Actually, the precepts for the great vehicle are even more explicit and even less should one violate them. He just fools these uninformed people, who have never studied the Buddhadharma and do not understand any of the principles explained by the Buddha. That's why, no matter what he says, they take it as an order to be followed, believing that what he says is right. Why do they believe him? Just because they have never heard the Buddhadharma and don't even know what the Buddhadharma is.

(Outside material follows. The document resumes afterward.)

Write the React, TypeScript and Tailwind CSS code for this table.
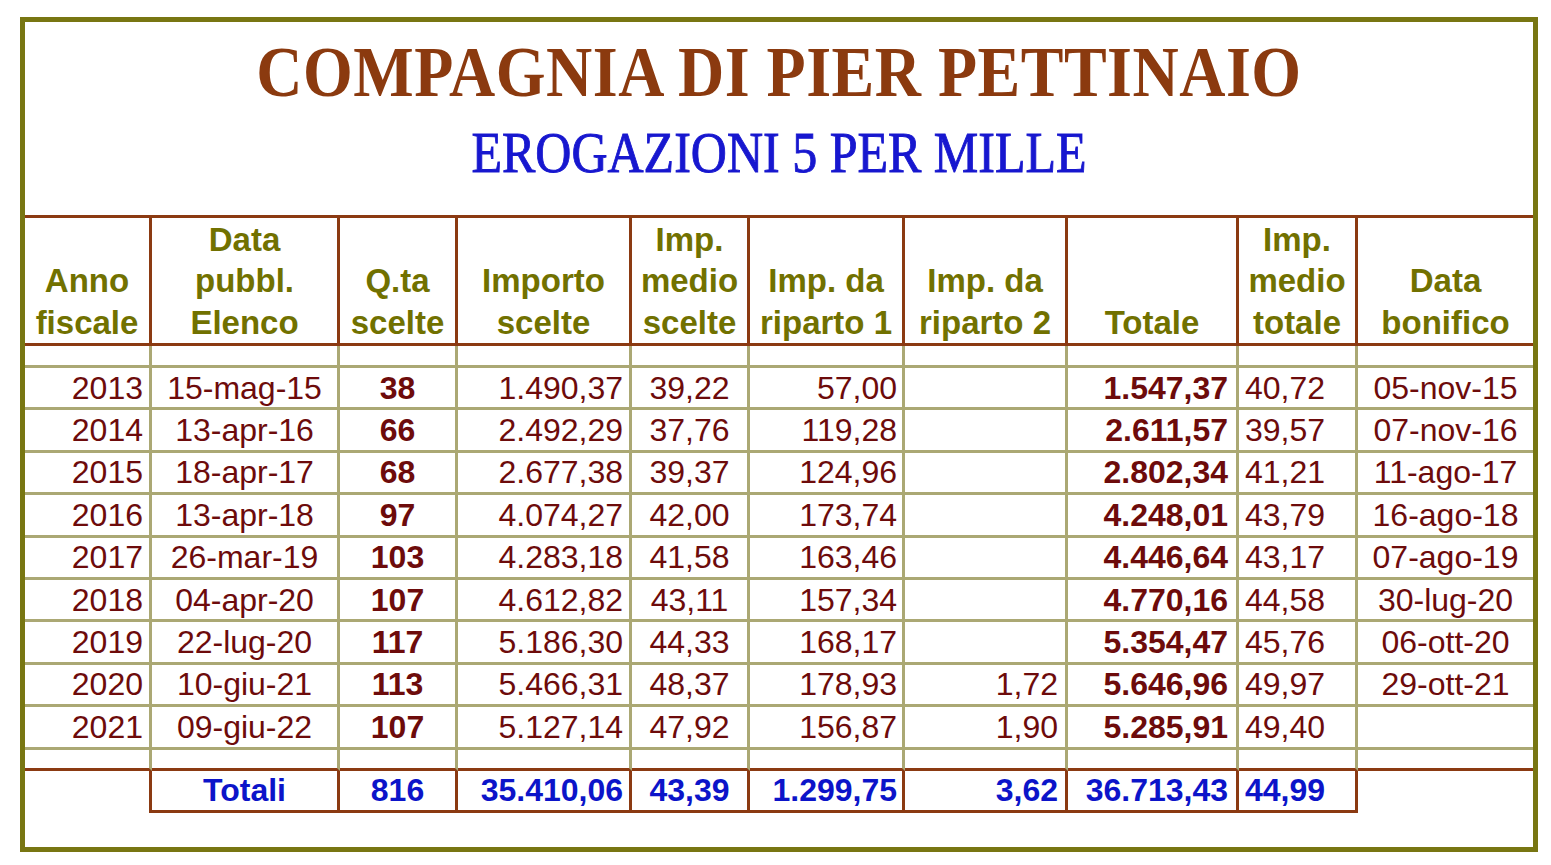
const rows = [
  ['2013', '15-mag-15', '38', '1.490,37', '39,22', '57,00', '', '1.547,37', '40,72', '05-nov-15'],
  ['2014', '13-apr-16', '66', '2.492,29', '37,76', '119,28', '', '2.611,57', '39,57', '07-nov-16'],
  ['2015', '18-apr-17', '68', '2.677,38', '39,37', '124,96', '', '2.802,34', '41,21', '11-ago-17'],
  ['2016', '13-apr-18', '97', '4.074,27', '42,00', '173,74', '', '4.248,01', '43,79', '16-ago-18'],
  ['2017', '26-mar-19', '103', '4.283,18', '41,58', '163,46', '', '4.446,64', '43,17', '07-ago-19'],
  ['2018', '04-apr-20', '107', '4.612,82', '43,11', '157,34', '', '4.770,16', '44,58', '30-lug-20'],
  ['2019', '22-lug-20', '117', '5.186,30', '44,33', '168,17', '', '5.354,47', '45,76', '06-ott-20'],
  ['2020', '10-giu-21', '113', '5.466,31', '48,37', '178,93', '1,72', '5.646,96', '49,97', '29-ott-21'],
  ['2021', '09-giu-22', '107', '5.127,14', '47,92', '156,87', '1,90', '5.285,91', '49,40', ''],
]

const totals = ['', 'Totali', '816', '35.410,06', '43,39', '1.299,75', '3,62', '36.713,43', '44,99', '']

const headers = [
  ['Anno', 'fiscale'],
  ['Data', 'pubbl.', 'Elenco'],
  ['Q.ta', 'scelte'],
  ['Importo', 'scelte'],
  ['Imp.', 'medio', 'scelte'],
  ['Imp. da', 'riparto 1'],
  ['Imp. da', 'riparto 2'],
  ['Totale'],
  ['Imp.', 'medio', 'totale'],
  ['Data', 'bonifico'],
]

// per column alignment of the numbers
const align = [
  'justify-end pr-[6px]',
  'justify-center',
  'justify-center',
  'justify-end pr-[6px]',
  'justify-center',
  'justify-end pr-[5px]',
  'justify-end pr-[7px]',
  'justify-end pr-[8px]',
  'justify-start pl-[6px]',
  'justify-center',
]

const bold = [false, false, true, false, false, false, false, true, false, false]

export default function App() {
  return (
    <div className="min-h-screen bg-white pt-[17px] pl-[20px] font-['Liberation_Sans',Arial,sans-serif]">
      <div className="w-[1518px] h-[835px] border-[5px] border-[#787612] bg-white">
        {/* Titles */}
        <div className="h-[193px] flex flex-col items-center">
          <div className="h-[100px] flex items-center">
            <h1 className="font-['Liberation_Serif',serif] font-bold text-[64px] leading-none text-[#8b3a0f] scale-y-[1.12] tracking-[0.5px]">
              COMPAGNIA DI PIER PETTINAIO
            </h1>
          </div>
          <div className="h-[62px] flex items-center">
            <h2 className="font-['Liberation_Serif',serif] text-[50px] leading-none text-[#1717cf] scale-y-[1.12] [-webkit-text-stroke:0.8px_#1717cf]">
              EROGAZIONI 5 PER MILLE
            </h2>
          </div>
        </div>

        {/* Table */}
        <div className="grid grid-cols-[127px_188px_118px_174px_118px_155px_163px_171px_119px_175px] border-t-[3px] border-[#8b3a12]">
          {headers.map((lines, i) => (
            <div
              key={'h' + i}
              className={
                'h-[128px] flex flex-col justify-end items-center text-center font-bold text-[33px] leading-[41.5px] text-[#717100] border-b-[3px] border-[#8b3a12] ' +
                (i < 9 ? 'border-r-[3px]' : '')
              }
            >
              {lines.map((l) => (
                <span key={l}>{l}</span>
              ))}
            </div>
          ))}

          {headers.map((_, i) => (
            <div
              key={'e1' + i}
              className={'h-[22px] border-b-[3px] border-[#aba874] ' + (i < 9 ? 'border-r-[3px]' : '')}
            />
          ))}

          {rows.map((r, ri) =>
            r.map((v, i) => (
              <div
                key={ri + '-' + i}
                className={
                  'h-[42.4px] flex items-center text-[32px] leading-none text-[#6d0b0b] border-b-[3px] border-[#aba874] ' +
                  align[i] +
                  (bold[i] ? ' font-bold' : '') +
                  (i < 9 ? ' border-r-[3px]' : '')
                }
              >
                {v}
              </div>
            ))
          )}

          {headers.map((_, i) => (
            <div
              key={'e2' + i}
              className={
                'h-[21px] border-b-[3px] border-r-[#aba874] border-b-[#8b3a12] ' + (i < 9 ? 'border-r-[3px]' : '')
              }
            />
          ))}

          {totals.map((v, i) => (
            <div
              key={'t' + i}
              className={
                'h-[42px] flex items-center font-bold text-[32px] leading-none text-[#0c14c9] border-[#8b3a12] ' +
                align[i] +
                (i === 0 ? ' border-r-[3px]' : '') +
                (i > 0 && i < 9 ? ' border-r-[3px] border-b-[3px]' : '')
              }
            >
              {v}
            </div>
          ))}
        </div>
      </div>
    </div>
  )
}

He will say, "Since great vehicle Bodhisattvas have already awakened to the emptiness of all dharmas, what is there to hold or violate? How can there still be a holding of precepts or a violating of precepts? There's no such thing." This person who is possessed by the demon, in the presence of his faithful danapatis, in the homes of dharma protectors who believe in him, will often drink wine, eat meat and engage in wanton lust. The phrase "engage in wanton lust" is very important. Buddhism teaches people not to have lust and desire, yet his desire is excessive. He engages in defiled practices of lust, yet people still believe in him because he has a demonic power. The power of the demon will keep his followers from doubting or denouncing him. They have tremendous faith in him.

After the ghost has possessed him for a long time, he may consume excrement and urine or meat and wine, claiming that all such things are empty. Because he is possessed by a ghost, he will not think of excrement as something unclean, and he will also casually drink urine. He will say that eating excrement and drinking urine are "neither defiled nor pure," using the phrase from the Heart Sutra. That's how he will distort the sutra's meaning. This demon will behave in a way which shows that he doesn't care whether something is clean or dirty. He will say that eating meat and drinking wine are empty, and that eating excrement and drinking urine are empty. In general, everything is empty. He will break the Buddha's moral precepts and mislead people intocommitting offenses. Then, lacking proper samadhi, he will certainly fall. He deserves to fall into the hells.